Go through the data below and copy it exactly, skipping every picture.
═══ Recorded data ═══
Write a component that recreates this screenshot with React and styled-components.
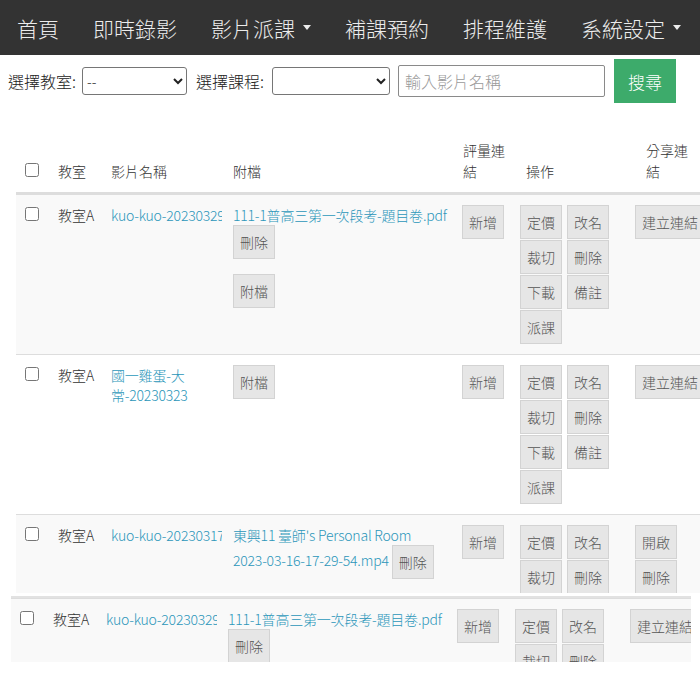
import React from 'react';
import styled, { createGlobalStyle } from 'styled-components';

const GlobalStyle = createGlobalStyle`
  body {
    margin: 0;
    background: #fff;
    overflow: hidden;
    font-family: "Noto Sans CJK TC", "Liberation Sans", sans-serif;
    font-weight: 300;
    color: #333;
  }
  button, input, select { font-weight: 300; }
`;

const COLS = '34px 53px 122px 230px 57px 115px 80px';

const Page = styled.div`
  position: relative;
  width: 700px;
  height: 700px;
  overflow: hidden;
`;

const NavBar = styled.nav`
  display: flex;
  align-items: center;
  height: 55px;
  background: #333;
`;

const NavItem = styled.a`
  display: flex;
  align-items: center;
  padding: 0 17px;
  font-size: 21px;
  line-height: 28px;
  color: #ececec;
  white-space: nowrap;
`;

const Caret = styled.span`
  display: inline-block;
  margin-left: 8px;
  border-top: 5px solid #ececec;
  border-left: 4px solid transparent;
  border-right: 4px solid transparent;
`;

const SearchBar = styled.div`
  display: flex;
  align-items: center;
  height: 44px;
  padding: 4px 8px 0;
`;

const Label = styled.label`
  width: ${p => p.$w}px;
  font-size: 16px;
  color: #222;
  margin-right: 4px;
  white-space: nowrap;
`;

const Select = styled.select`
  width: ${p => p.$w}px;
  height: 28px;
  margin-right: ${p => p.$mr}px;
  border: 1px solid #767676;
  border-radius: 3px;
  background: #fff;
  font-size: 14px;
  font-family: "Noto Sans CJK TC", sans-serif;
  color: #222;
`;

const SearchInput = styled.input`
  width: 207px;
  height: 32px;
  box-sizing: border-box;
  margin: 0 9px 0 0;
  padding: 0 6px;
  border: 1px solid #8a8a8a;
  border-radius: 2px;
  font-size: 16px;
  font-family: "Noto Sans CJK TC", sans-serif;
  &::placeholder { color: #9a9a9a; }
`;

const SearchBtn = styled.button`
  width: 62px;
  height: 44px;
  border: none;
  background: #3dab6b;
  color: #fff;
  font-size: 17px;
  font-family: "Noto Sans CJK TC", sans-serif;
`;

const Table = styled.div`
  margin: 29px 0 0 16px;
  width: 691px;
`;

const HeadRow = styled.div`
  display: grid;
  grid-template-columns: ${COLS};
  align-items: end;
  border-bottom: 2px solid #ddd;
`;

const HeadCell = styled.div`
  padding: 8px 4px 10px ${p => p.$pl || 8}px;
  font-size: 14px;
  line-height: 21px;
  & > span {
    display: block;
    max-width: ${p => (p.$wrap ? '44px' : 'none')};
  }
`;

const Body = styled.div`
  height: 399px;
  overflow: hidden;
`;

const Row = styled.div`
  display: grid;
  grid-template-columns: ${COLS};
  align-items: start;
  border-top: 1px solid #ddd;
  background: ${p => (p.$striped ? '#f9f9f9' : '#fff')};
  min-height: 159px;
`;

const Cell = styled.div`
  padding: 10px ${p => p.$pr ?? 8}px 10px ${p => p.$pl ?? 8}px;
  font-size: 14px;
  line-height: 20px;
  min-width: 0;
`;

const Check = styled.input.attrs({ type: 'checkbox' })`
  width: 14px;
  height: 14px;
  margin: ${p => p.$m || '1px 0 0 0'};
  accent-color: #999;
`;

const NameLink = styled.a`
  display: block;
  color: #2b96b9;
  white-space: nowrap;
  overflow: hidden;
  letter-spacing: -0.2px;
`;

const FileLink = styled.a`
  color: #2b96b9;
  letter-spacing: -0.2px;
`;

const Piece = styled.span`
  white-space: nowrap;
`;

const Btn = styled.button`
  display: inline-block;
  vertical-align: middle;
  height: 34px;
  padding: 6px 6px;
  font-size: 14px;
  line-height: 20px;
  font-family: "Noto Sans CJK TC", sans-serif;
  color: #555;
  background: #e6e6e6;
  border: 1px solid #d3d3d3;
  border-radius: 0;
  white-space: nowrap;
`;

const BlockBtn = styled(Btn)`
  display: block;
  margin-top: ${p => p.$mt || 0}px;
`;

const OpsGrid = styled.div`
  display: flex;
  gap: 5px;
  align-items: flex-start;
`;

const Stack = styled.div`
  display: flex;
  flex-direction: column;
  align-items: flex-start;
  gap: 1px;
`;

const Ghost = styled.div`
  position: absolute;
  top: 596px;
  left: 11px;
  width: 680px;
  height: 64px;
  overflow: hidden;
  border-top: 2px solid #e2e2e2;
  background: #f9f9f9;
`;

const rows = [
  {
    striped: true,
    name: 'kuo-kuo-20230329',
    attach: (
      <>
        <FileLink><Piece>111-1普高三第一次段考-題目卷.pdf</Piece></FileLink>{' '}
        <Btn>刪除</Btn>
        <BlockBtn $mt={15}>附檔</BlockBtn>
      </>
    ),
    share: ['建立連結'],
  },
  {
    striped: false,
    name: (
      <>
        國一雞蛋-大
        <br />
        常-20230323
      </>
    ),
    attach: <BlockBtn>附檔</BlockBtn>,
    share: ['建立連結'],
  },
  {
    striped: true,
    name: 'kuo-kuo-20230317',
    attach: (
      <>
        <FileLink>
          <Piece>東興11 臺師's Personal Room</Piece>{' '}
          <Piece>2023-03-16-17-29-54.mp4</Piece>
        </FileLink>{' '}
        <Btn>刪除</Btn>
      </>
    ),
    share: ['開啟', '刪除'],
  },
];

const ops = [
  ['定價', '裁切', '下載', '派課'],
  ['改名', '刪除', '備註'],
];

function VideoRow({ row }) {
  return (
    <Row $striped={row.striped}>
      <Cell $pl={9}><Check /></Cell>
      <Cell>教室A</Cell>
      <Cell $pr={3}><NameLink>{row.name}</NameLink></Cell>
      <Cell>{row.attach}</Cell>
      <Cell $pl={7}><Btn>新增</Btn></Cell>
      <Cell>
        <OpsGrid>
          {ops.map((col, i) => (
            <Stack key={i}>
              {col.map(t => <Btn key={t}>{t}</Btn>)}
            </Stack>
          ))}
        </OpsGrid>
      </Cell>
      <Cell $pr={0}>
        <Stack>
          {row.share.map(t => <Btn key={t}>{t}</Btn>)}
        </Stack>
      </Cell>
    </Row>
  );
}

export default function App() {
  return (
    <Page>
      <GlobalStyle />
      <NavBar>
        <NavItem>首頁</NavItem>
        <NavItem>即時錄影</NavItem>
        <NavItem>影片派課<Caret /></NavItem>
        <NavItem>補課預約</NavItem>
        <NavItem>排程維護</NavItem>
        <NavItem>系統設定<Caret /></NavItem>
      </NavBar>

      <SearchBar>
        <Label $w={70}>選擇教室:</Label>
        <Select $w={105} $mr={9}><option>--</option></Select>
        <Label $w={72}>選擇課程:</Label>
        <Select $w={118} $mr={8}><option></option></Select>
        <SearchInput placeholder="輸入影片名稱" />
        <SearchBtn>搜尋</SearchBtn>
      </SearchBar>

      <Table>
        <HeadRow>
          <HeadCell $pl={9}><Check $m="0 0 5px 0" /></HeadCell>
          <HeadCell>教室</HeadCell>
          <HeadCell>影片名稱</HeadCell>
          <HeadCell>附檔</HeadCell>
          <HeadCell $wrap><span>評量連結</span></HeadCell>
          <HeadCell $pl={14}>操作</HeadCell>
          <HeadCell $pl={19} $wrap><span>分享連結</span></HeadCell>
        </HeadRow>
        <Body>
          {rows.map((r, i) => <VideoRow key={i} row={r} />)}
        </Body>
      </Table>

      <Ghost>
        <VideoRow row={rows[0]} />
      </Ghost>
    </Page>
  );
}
═══
## Expected answer
Write a component that recreates this screenshot with React and styled-components.
import React from 'react';
import styled, { createGlobalStyle } from 'styled-components';

const GlobalStyle = createGlobalStyle`
  body {
    margin: 0;
    background: #fff;
    overflow: hidden;
    font-family: "Noto Sans CJK TC", "Liberation Sans", sans-serif;
    font-weight: 300;
    color: #333;
  }
  button, input, select { font-weight: 300; }
`;

const COLS = '34px 53px 122px 230px 57px 115px 80px';

const Page = styled.div`
  position: relative;
  width: 700px;
  height: 700px;
  overflow: hidden;
`;

const NavBar = styled.nav`
  display: flex;
  align-items: center;
  height: 55px;
  background: #333;
`;

const NavItem = styled.a`
  display: flex;
  align-items: center;
  padding: 0 17px;
  font-size: 21px;
  line-height: 28px;
  color: #ececec;
  white-space: nowrap;
`;

const Caret = styled.span`
  display: inline-block;
  margin-left: 8px;
  border-top: 5px solid #ececec;
  border-left: 4px solid transparent;
  border-right: 4px solid transparent;
`;

const SearchBar = styled.div`
  display: flex;
  align-items: center;
  height: 44px;
  padding: 4px 8px 0;
`;

const Label = styled.label`
  width: ${p => p.$w}px;
  font-size: 16px;
  color: #222;
  margin-right: 4px;
  white-space: nowrap;
`;

const Select = styled.select`
  width: ${p => p.$w}px;
  height: 28px;
  margin-right: ${p => p.$mr}px;
  border: 1px solid #767676;
  border-radius: 3px;
  background: #fff;
  font-size: 14px;
  font-family: "Noto Sans CJK TC", sans-serif;
  color: #222;
`;

const SearchInput = styled.input`
  width: 207px;
  height: 32px;
  box-sizing: border-box;
  margin: 0 9px 0 0;
  padding: 0 6px;
  border: 1px solid #8a8a8a;
  border-radius: 2px;
  font-size: 16px;
  font-family: "Noto Sans CJK TC", sans-serif;
  &::placeholder { color: #9a9a9a; }
`;

const SearchBtn = styled.button`
  width: 62px;
  height: 44px;
  border: none;
  background: #3dab6b;
  color: #fff;
  font-size: 17px;
  font-family: "Noto Sans CJK TC", sans-serif;
`;

const Table = styled.div`
  margin: 29px 0 0 16px;
  width: 691px;
`;

const HeadRow = styled.div`
  display: grid;
  grid-template-columns: ${COLS};
  align-items: end;
  border-bottom: 2px solid #ddd;
`;

const HeadCell = styled.div`
  padding: 8px 4px 10px ${p => p.$pl || 8}px;
  font-size: 14px;
  line-height: 21px;
  & > span {
    display: block;
    max-width: ${p => (p.$wrap ? '44px' : 'none')};
  }
`;

const Body = styled.div`
  height: 399px;
  overflow: hidden;
`;

const Row = styled.div`
  display: grid;
  grid-template-columns: ${COLS};
  align-items: start;
  border-top: 1px solid #ddd;
  background: ${p => (p.$striped ? '#f9f9f9' : '#fff')};
  min-height: 159px;
`;

const Cell = styled.div`
  padding: 10px ${p => p.$pr ?? 8}px 10px ${p => p.$pl ?? 8}px;
  font-size: 14px;
  line-height: 20px;
  min-width: 0;
`;

const Check = styled.input.attrs({ type: 'checkbox' })`
  width: 14px;
  height: 14px;
  margin: ${p => p.$m || '1px 0 0 0'};
  accent-color: #999;
`;

const NameLink = styled.a`
  display: block;
  color: #2b96b9;
  white-space: nowrap;
  overflow: hidden;
  letter-spacing: -0.2px;
`;

const FileLink = styled.a`
  color: #2b96b9;
  letter-spacing: -0.2px;
`;

const Piece = styled.span`
  white-space: nowrap;
`;

const Btn = styled.button`
  display: inline-block;
  vertical-align: middle;
  height: 34px;
  padding: 6px 6px;
  font-size: 14px;
  line-height: 20px;
  font-family: "Noto Sans CJK TC", sans-serif;
  color: #555;
  background: #e6e6e6;
  border: 1px solid #d3d3d3;
  border-radius: 0;
  white-space: nowrap;
`;

const BlockBtn = styled(Btn)`
  display: block;
  margin-top: ${p => p.$mt || 0}px;
`;

const OpsGrid = styled.div`
  display: flex;
  gap: 5px;
  align-items: flex-start;
`;

const Stack = styled.div`
  display: flex;
  flex-direction: column;
  align-items: flex-start;
  gap: 1px;
`;

const Ghost = styled.div`
  position: absolute;
  top: 596px;
  left: 11px;
  width: 680px;
  height: 64px;
  overflow: hidden;
  border-top: 2px solid #e2e2e2;
  background: #f9f9f9;
`;

const rows = [
  {
    striped: true,
    name: 'kuo-kuo-20230329',
    attach: (
      <>
        <FileLink><Piece>111-1普高三第一次段考-題目卷.pdf</Piece></FileLink>{' '}
        <Btn>刪除</Btn>
        <BlockBtn $mt={15}>附檔</BlockBtn>
      </>
    ),
    share: ['建立連結'],
  },
  {
    striped: false,
    name: (
      <>
        國一雞蛋-大
        <br />
        常-20230323
      </>
    ),
    attach: <BlockBtn>附檔</BlockBtn>,
    share: ['建立連結'],
  },
  {
    striped: true,
    name: 'kuo-kuo-20230317',
    attach: (
      <>
        <FileLink>
          <Piece>東興11 臺師's Personal Room</Piece>{' '}
          <Piece>2023-03-16-17-29-54.mp4</Piece>
        </FileLink>{' '}
        <Btn>刪除</Btn>
      </>
    ),
    share: ['開啟', '刪除'],
  },
];

const ops = [
  ['定價', '裁切', '下載', '派課'],
  ['改名', '刪除', '備註'],
];

function VideoRow({ row }) {
  return (
    <Row $striped={row.striped}>
      <Cell $pl={9}><Check /></Cell>
      <Cell>教室A</Cell>
      <Cell $pr={3}><NameLink>{row.name}</NameLink></Cell>
      <Cell>{row.attach}</Cell>
      <Cell $pl={7}><Btn>新增</Btn></Cell>
      <Cell>
        <OpsGrid>
          {ops.map((col, i) => (
            <Stack key={i}>
              {col.map(t => <Btn key={t}>{t}</Btn>)}
            </Stack>
          ))}
        </OpsGrid>
      </Cell>
      <Cell $pr={0}>
        <Stack>
          {row.share.map(t => <Btn key={t}>{t}</Btn>)}
        </Stack>
      </Cell>
    </Row>
  );
}

export default function App() {
  return (
    <Page>
      <GlobalStyle />
      <NavBar>
        <NavItem>首頁</NavItem>
        <NavItem>即時錄影</NavItem>
        <NavItem>影片派課<Caret /></NavItem>
        <NavItem>補課預約</NavItem>
        <NavItem>排程維護</NavItem>
        <NavItem>系統設定<Caret /></NavItem>
      </NavBar>

      <SearchBar>
        <Label $w={70}>選擇教室:</Label>
        <Select $w={105} $mr={9}><option>--</option></Select>
        <Label $w={72}>選擇課程:</Label>
        <Select $w={118} $mr={8}><option></option></Select>
        <SearchInput placeholder="輸入影片名稱" />
        <SearchBtn>搜尋</SearchBtn>
      </SearchBar>

      <Table>
        <HeadRow>
          <HeadCell $pl={9}><Check $m="0 0 5px 0" /></HeadCell>
          <HeadCell>教室</HeadCell>
          <HeadCell>影片名稱</HeadCell>
          <HeadCell>附檔</HeadCell>
          <HeadCell $wrap><span>評量連結</span></HeadCell>
          <HeadCell $pl={14}>操作</HeadCell>
          <HeadCell $pl={19} $wrap><span>分享連結</span></HeadCell>
        </HeadRow>
        <Body>
          {rows.map((r, i) => <VideoRow key={i} row={r} />)}
        </Body>
      </Table>

      <Ghost>
        <VideoRow row={rows[0]} />
      </Ghost>
    </Page>
  );
}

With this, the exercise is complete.